What a weirdo, I thought to myself. Still, I sort of loved the idea that this grumpy, injured, cartoonishly French guy had the confidence to ask me—or more like tell me—to leave my friend’s birthday dinner before it had even begun. I watched him leave, laughed to myself, and brushed it off as simply a charming moment. Roughly seven minutes later we were in a cab headed downtown.
“You’re impulsive. I like that,” he said.
“You bring it out in me,” I shrugged.
We went for dinner at Perla and ordered steak. French Guy told me that the crutches were temporary. He’d hurt his leg while, like, biking up one of the steepest mountains in the world, or something similarly unnecessary and torturous sounding. “What can I say—I’m going through a midlife crisis,” he explained. “It’s actually amazing. The older and richer you get, the more fun it becomes to act like an idiot.”
I sort of felt bad for bailing on my friend’s party, but I was also having a lot of fun.

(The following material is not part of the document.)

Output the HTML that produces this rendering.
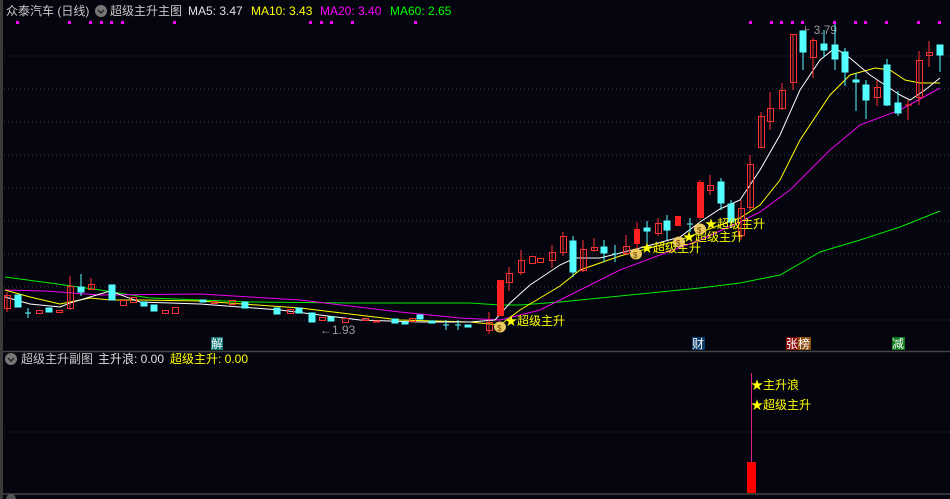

I thought about this quote that I love, from the philosopher Alain de Botton: “Tame it though we may try, sex has a recurring tendency to wreak havoc across our lives: it leads us to destroy our relationships, threatens our productivity and compels us to stay up too late in night clubs talking to people whom we don’t like but whose exposed midriffs we nevertheless strongly wish to touch.” I guess that quote is actually sort of grim, but for some reason I’ve always been encouraged by it.
French Guy asked if I wanted to come back to his place. I said I’d think about it, and headed to the bathroom. While digging for my lipstick, I noticed the velvet pouch at the bottom of my handbag—the lingerie I’d thrown in there the previous night, “just in case.” I took it as a sign.